DATA SUPPLIED start
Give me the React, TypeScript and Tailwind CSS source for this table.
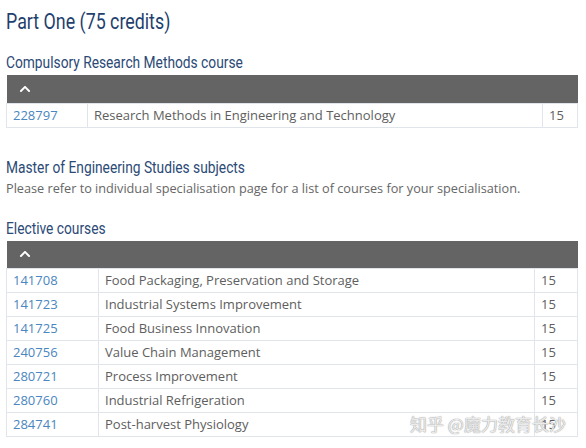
import React from "react";
import { FaChevronUp } from "react-icons/fa";

const compulsory = [
  { code: "228797", title: "Research Methods in Engineering and Technology", credits: "15" },
];

const electives = [
  { code: "141708", title: "Food Packaging, Preservation and Storage", credits: "15" },
  { code: "141723", title: "Industrial Systems Improvement", credits: "15" },
  { code: "141725", title: "Food Business Innovation", credits: "15" },
  { code: "240756", title: "Value Chain Management", credits: "15" },
  { code: "280721", title: "Process Improvement", credits: "15" },
  { code: "280760", title: "Industrial Refrigeration", credits: "15" },
  { code: "284741", title: "Post-harvest Physiology", credits: "15" },
];

type Course = { code: string; title: string; credits: string };

const CourseTable = ({ rows, codeW, creditW }: { rows: Course[]; codeW: string; creditW: string }) => (
  <table className="w-full border-collapse text-[13px] font-['Open_Sans',sans-serif] text-[#5e5e5e]">
    <thead>
      <tr className="bg-[#646464]">
        <th colSpan={3} className="h-[28px] pl-[12px] text-left align-middle">
          <FaChevronUp className="text-white text-[12px]" />
        </th>
      </tr>
    </thead>
    <tbody>
      {rows.map((r) => (
        <tr key={r.code} className="h-[24px]">
          <td className={`${codeW} border border-[#dfe5eb] pl-[6px] leading-none text-[#4a86c0]`}>{r.code}</td>
          <td className="border border-[#dfe5eb] pl-[6px] leading-none">{r.title}</td>
          <td className={`${creditW} border border-[#dfe5eb] pl-[6px] leading-none`}>{r.credits}</td>
        </tr>
      ))}
    </tbody>
  </table>
);

// condensed heading face: Roboto squeezed to the narrow width of the original
const Heading = ({ children, className }: { children: React.ReactNode; className: string }) => (
  <div className={`origin-left whitespace-nowrap font-['Roboto',sans-serif] text-[#2b4a76] ${className}`}>
    {children}
  </div>
);

export default function App() {
  return (
    <div className="relative w-[586px] h-[448px] bg-white overflow-hidden px-[6px] pt-[8px]">
      <Heading className="scale-x-[0.81] text-[22px] leading-[28px] !text-[#1f3f6e]">
        Part One (75 credits)
      </Heading>

      <Heading className="scale-x-[0.86] mt-[17px] mb-[2px] text-[16px] leading-[20px]">
        Compulsory Research Methods course
      </Heading>
      <div className="w-[572px]">
        <CourseTable rows={compulsory} codeW="w-[81px]" creditW="w-[35px]" />
      </div>

      <Heading className="scale-x-[0.86] mt-[30px] text-[16px] leading-[20px]">
        Master of Engineering Studies subjects
      </Heading>
      <p className="mt-[1px] text-[12.7px] leading-[18px] text-[#666] font-['Open_Sans',sans-serif]">
        Please refer to individual specialisation page for a list of courses for your specialisation.
      </p>

      <Heading className="scale-x-[0.86] mt-[22px] mb-[2px] text-[16px] leading-[20px]">
        Elective courses
      </Heading>
      <div className="w-[572px]">
        <CourseTable rows={electives} codeW="w-[92px]" creditW="w-[43px]" />
      </div>

      <div className="absolute left-[410px] top-[412px] whitespace-nowrap text-[17px] leading-[24px] text-white/80 font-['Noto_Sans_CJK_SC',sans-serif] [text-shadow:0_0_1px_#999,0_0_1px_#999]">
        知乎 @魔力教育长沙
      </div>
    </div>
  );
}
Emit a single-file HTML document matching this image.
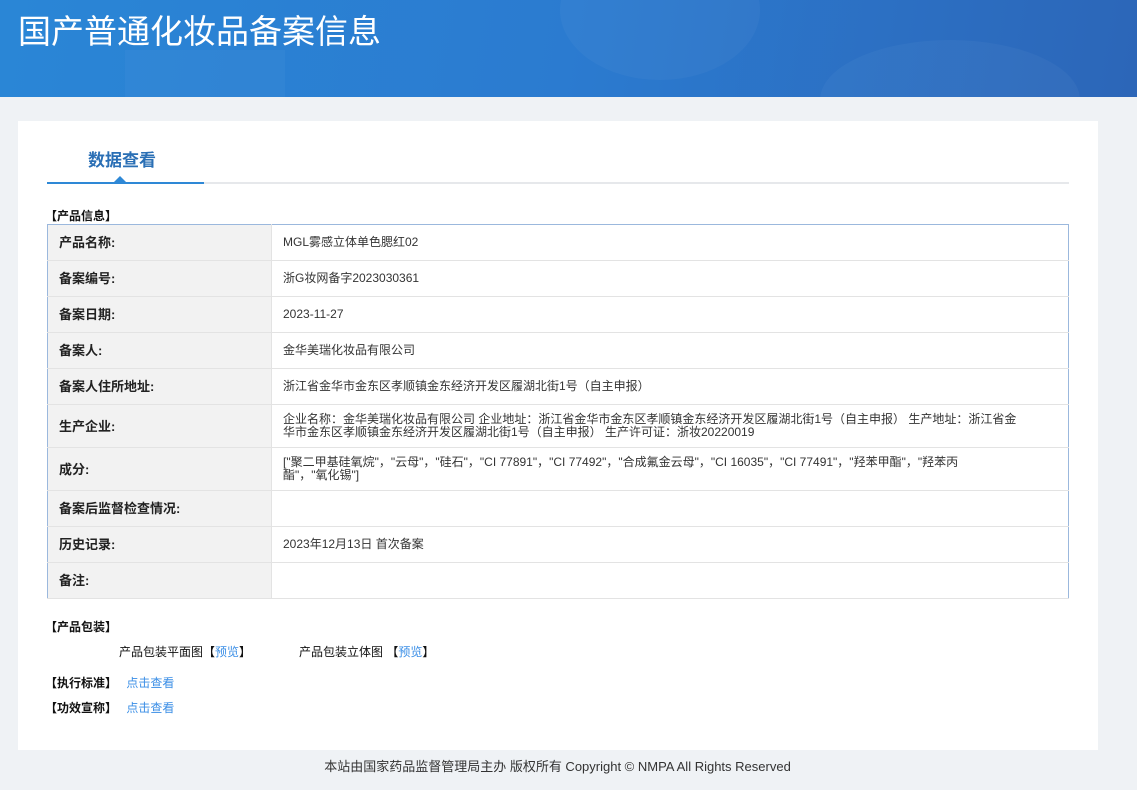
DATA SUPPLIED end
(PROBLEM STATEMENT):
Leave the pictures out and print the records above exactly as they stand.

(EXERCISE ANSWER):
Give me the React, TypeScript and Tailwind CSS source for this table.
import React from "react";
import { FaChevronUp } from "react-icons/fa";

const compulsory = [
  { code: "228797", title: "Research Methods in Engineering and Technology", credits: "15" },
];

const electives = [
  { code: "141708", title: "Food Packaging, Preservation and Storage", credits: "15" },
  { code: "141723", title: "Industrial Systems Improvement", credits: "15" },
  { code: "141725", title: "Food Business Innovation", credits: "15" },
  { code: "240756", title: "Value Chain Management", credits: "15" },
  { code: "280721", title: "Process Improvement", credits: "15" },
  { code: "280760", title: "Industrial Refrigeration", credits: "15" },
  { code: "284741", title: "Post-harvest Physiology", credits: "15" },
];

type Course = { code: string; title: string; credits: string };

const CourseTable = ({ rows, codeW, creditW }: { rows: Course[]; codeW: string; creditW: string }) => (
  <table className="w-full border-collapse text-[13px] font-['Open_Sans',sans-serif] text-[#5e5e5e]">
    <thead>
      <tr className="bg-[#646464]">
        <th colSpan={3} className="h-[28px] pl-[12px] text-left align-middle">
          <FaChevronUp className="text-white text-[12px]" />
        </th>
      </tr>
    </thead>
    <tbody>
      {rows.map((r) => (
        <tr key={r.code} className="h-[24px]">
          <td className={`${codeW} border border-[#dfe5eb] pl-[6px] leading-none text-[#4a86c0]`}>{r.code}</td>
          <td className="border border-[#dfe5eb] pl-[6px] leading-none">{r.title}</td>
          <td className={`${creditW} border border-[#dfe5eb] pl-[6px] leading-none`}>{r.credits}</td>
        </tr>
      ))}
    </tbody>
  </table>
);

// condensed heading face: Roboto squeezed to the narrow width of the original
const Heading = ({ children, className }: { children: React.ReactNode; className: string }) => (
  <div className={`origin-left whitespace-nowrap font-['Roboto',sans-serif] text-[#2b4a76] ${className}`}>
    {children}
  </div>
);

export default function App() {
  return (
    <div className="relative w-[586px] h-[448px] bg-white overflow-hidden px-[6px] pt-[8px]">
      <Heading className="scale-x-[0.81] text-[22px] leading-[28px] !text-[#1f3f6e]">
        Part One (75 credits)
      </Heading>

      <Heading className="scale-x-[0.86] mt-[17px] mb-[2px] text-[16px] leading-[20px]">
        Compulsory Research Methods course
      </Heading>
      <div className="w-[572px]">
        <CourseTable rows={compulsory} codeW="w-[81px]" creditW="w-[35px]" />
      </div>

      <Heading className="scale-x-[0.86] mt-[30px] text-[16px] leading-[20px]">
        Master of Engineering Studies subjects
      </Heading>
      <p className="mt-[1px] text-[12.7px] leading-[18px] text-[#666] font-['Open_Sans',sans-serif]">
        Please refer to individual specialisation page for a list of courses for your specialisation.
      </p>

      <Heading className="scale-x-[0.86] mt-[22px] mb-[2px] text-[16px] leading-[20px]">
        Elective courses
      </Heading>
      <div className="w-[572px]">
        <CourseTable rows={electives} codeW="w-[92px]" creditW="w-[43px]" />
      </div>

      <div className="absolute left-[410px] top-[412px] whitespace-nowrap text-[17px] leading-[24px] text-white/80 font-['Noto_Sans_CJK_SC',sans-serif] [text-shadow:0_0_1px_#999,0_0_1px_#999]">
        知乎 @魔力教育长沙
      </div>
    </div>
  );
}
Emit a single-file HTML document matching this image.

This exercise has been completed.